Pick out each line with the word "components" from the material that follows.

══════════════════════════════

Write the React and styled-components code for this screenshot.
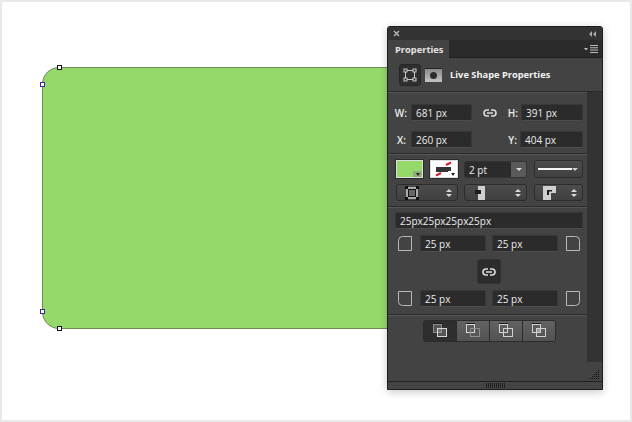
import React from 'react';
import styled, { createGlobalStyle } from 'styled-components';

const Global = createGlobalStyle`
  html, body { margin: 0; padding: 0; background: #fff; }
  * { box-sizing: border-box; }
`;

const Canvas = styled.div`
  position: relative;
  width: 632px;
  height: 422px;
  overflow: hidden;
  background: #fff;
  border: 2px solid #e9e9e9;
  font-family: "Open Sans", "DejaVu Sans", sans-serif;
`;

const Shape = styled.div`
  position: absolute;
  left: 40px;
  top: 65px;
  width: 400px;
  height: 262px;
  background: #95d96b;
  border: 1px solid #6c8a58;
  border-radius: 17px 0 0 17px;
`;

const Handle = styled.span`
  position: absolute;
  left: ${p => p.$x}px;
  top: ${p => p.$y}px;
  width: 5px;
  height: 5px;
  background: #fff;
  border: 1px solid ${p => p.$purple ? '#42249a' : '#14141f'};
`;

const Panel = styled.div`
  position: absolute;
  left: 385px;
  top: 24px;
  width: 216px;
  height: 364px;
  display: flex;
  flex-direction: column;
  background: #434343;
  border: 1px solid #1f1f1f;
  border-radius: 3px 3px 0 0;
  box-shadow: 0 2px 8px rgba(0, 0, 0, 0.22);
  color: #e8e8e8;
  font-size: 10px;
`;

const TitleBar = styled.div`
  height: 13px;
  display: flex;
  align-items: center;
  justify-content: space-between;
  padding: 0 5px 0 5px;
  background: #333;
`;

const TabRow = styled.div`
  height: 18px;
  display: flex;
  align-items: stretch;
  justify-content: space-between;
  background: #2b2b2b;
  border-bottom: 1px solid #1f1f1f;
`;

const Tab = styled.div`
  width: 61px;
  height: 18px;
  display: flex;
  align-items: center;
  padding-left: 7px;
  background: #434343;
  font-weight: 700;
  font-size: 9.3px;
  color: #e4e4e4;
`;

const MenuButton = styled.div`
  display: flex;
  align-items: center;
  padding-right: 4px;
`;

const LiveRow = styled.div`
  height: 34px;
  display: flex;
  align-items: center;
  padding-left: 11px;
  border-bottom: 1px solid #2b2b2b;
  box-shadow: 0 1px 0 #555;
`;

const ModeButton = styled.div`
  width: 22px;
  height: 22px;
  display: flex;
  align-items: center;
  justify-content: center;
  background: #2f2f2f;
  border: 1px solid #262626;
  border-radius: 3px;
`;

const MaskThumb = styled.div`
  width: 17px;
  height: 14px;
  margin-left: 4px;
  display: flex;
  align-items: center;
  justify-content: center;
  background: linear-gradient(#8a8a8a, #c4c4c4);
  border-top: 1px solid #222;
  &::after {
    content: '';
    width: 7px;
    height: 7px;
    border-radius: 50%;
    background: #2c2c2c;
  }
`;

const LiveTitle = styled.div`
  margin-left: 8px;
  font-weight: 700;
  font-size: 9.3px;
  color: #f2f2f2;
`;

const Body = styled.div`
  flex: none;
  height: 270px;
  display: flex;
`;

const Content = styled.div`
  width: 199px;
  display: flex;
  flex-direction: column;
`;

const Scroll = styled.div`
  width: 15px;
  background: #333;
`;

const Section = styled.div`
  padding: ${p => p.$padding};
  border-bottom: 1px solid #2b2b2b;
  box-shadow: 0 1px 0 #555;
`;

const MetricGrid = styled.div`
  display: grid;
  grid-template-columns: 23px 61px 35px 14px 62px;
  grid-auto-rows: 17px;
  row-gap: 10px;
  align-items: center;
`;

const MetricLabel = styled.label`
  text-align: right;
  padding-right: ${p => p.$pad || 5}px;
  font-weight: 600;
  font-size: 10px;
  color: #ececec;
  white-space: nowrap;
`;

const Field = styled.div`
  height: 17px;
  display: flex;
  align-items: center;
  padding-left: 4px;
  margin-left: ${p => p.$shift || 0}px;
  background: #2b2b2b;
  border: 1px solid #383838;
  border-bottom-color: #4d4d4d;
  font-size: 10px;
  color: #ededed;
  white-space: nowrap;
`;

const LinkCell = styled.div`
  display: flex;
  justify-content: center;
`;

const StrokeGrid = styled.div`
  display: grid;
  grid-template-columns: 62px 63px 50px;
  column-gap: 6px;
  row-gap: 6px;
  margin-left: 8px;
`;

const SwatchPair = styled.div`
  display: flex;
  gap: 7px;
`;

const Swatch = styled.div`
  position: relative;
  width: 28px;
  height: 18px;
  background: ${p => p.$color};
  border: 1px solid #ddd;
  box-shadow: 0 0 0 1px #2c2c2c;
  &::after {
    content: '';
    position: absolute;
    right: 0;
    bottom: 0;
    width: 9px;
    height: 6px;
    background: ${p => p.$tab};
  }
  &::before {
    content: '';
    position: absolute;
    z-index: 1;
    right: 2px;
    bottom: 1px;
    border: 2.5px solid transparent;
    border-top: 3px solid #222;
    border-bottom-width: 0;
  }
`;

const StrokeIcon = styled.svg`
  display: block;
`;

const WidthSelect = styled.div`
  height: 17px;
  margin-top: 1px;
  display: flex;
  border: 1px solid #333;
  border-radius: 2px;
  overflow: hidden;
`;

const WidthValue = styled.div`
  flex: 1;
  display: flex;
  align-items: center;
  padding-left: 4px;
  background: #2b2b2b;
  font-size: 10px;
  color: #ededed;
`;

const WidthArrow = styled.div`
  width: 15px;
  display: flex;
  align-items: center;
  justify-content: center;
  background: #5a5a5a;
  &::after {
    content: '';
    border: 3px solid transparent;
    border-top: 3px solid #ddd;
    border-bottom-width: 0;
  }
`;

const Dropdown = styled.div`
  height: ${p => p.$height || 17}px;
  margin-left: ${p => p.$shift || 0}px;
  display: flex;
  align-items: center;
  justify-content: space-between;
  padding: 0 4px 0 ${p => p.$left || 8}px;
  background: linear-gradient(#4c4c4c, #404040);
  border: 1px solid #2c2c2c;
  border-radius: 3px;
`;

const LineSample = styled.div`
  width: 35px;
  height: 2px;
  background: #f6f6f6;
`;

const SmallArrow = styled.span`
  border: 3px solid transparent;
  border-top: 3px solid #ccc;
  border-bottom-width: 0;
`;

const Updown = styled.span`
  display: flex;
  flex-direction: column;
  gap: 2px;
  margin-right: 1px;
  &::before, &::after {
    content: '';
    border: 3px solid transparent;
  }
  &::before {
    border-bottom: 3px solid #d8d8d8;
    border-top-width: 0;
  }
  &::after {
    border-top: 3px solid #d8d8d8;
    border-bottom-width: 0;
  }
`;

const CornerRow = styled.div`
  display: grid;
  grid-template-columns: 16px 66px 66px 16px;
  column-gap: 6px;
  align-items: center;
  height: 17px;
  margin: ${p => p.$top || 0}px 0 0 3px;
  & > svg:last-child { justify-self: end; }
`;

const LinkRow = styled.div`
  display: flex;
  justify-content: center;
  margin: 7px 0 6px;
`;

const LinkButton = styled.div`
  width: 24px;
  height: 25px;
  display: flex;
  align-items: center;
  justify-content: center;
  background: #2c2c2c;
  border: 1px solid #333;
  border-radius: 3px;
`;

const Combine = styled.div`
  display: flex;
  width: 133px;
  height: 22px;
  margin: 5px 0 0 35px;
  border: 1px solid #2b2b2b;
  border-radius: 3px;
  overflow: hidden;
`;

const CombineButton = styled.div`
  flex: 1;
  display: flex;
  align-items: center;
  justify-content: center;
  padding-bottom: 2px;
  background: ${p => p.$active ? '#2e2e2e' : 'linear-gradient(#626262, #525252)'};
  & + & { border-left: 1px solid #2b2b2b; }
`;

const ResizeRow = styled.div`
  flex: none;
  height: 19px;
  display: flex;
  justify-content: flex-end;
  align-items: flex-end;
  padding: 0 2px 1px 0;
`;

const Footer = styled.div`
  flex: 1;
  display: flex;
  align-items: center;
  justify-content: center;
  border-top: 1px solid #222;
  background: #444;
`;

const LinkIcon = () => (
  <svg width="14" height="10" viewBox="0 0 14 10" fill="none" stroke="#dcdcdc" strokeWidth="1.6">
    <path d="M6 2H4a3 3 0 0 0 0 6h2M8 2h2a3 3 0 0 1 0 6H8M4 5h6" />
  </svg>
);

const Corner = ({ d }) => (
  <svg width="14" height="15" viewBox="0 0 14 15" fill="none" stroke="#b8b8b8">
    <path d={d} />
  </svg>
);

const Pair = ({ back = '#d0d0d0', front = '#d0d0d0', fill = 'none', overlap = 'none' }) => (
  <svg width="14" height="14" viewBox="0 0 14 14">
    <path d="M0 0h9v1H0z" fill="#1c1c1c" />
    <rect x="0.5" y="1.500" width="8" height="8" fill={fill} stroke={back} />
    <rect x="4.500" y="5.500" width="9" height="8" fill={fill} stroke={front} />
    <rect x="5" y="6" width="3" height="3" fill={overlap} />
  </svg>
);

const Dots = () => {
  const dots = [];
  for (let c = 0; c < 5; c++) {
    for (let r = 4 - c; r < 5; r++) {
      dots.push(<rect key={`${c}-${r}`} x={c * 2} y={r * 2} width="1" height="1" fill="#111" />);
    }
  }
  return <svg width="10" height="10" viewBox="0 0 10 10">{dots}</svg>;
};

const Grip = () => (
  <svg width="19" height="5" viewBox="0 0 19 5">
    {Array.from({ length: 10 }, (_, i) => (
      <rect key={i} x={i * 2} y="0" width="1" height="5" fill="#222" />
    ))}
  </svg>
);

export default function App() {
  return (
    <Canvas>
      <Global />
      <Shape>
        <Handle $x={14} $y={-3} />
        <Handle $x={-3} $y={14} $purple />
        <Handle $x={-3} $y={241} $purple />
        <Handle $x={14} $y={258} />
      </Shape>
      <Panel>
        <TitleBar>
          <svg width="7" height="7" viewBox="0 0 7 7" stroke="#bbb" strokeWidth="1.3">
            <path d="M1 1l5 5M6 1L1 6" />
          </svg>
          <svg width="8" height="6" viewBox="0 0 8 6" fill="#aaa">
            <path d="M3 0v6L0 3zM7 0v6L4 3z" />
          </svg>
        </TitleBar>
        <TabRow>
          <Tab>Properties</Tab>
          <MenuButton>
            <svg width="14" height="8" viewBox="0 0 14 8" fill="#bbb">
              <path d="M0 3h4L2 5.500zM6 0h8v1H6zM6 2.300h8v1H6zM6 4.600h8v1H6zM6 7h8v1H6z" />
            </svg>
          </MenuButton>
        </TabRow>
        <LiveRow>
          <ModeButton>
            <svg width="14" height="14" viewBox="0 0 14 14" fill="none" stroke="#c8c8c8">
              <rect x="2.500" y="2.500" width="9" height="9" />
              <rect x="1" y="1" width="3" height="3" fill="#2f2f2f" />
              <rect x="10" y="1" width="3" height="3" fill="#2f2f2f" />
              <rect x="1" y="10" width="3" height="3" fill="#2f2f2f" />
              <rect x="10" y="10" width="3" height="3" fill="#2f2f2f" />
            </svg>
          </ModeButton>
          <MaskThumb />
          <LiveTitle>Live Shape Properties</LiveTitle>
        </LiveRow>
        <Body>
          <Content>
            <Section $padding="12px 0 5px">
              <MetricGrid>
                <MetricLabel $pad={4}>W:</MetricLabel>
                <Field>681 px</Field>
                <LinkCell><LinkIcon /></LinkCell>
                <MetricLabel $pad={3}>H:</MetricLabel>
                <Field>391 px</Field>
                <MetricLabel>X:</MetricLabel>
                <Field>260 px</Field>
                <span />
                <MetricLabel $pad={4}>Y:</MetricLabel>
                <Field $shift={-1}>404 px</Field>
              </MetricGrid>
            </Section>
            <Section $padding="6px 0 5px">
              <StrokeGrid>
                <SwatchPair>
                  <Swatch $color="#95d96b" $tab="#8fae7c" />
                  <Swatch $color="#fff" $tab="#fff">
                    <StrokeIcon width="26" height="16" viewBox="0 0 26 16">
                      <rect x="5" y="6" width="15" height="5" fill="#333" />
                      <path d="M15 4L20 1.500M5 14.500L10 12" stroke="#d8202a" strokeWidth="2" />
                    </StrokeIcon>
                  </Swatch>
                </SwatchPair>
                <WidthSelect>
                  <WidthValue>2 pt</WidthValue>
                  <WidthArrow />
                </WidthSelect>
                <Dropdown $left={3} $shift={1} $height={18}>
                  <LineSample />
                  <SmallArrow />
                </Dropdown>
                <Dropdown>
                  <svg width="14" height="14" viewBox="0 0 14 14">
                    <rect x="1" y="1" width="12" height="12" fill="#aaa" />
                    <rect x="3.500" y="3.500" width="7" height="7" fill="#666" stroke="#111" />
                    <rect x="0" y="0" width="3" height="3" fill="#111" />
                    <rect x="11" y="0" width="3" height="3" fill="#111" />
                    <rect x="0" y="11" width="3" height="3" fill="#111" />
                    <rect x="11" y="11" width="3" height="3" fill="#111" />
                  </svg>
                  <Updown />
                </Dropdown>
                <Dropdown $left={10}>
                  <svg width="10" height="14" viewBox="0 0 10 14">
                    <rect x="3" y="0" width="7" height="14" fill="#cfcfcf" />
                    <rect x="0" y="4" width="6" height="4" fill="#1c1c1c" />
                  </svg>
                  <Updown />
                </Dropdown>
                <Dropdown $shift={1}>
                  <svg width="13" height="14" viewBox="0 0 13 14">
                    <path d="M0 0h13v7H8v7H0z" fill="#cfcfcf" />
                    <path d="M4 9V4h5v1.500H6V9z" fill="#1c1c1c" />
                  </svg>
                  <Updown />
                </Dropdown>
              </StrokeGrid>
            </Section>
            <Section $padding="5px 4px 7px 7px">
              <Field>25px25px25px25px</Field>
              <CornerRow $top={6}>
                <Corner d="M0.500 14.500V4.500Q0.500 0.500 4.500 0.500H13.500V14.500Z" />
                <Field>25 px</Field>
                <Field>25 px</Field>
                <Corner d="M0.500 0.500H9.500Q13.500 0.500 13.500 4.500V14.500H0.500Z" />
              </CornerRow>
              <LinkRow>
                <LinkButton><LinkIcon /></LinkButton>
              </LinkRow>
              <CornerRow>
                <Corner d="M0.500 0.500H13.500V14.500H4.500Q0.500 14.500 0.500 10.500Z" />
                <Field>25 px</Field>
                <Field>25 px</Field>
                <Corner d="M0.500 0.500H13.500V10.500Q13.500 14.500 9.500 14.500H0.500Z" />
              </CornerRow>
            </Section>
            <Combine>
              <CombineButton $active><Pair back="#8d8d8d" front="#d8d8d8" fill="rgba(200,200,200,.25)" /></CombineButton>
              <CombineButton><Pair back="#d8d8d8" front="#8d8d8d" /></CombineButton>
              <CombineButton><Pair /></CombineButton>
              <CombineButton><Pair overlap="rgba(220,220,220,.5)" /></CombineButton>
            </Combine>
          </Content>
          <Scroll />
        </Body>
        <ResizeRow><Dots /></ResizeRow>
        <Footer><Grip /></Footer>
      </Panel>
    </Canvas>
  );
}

══════════════════════════════

- **WRITTEN RESPONSE**
Write the React and styled-components code for this screenshot.
import styled, { createGlobalStyle } from 'styled-components';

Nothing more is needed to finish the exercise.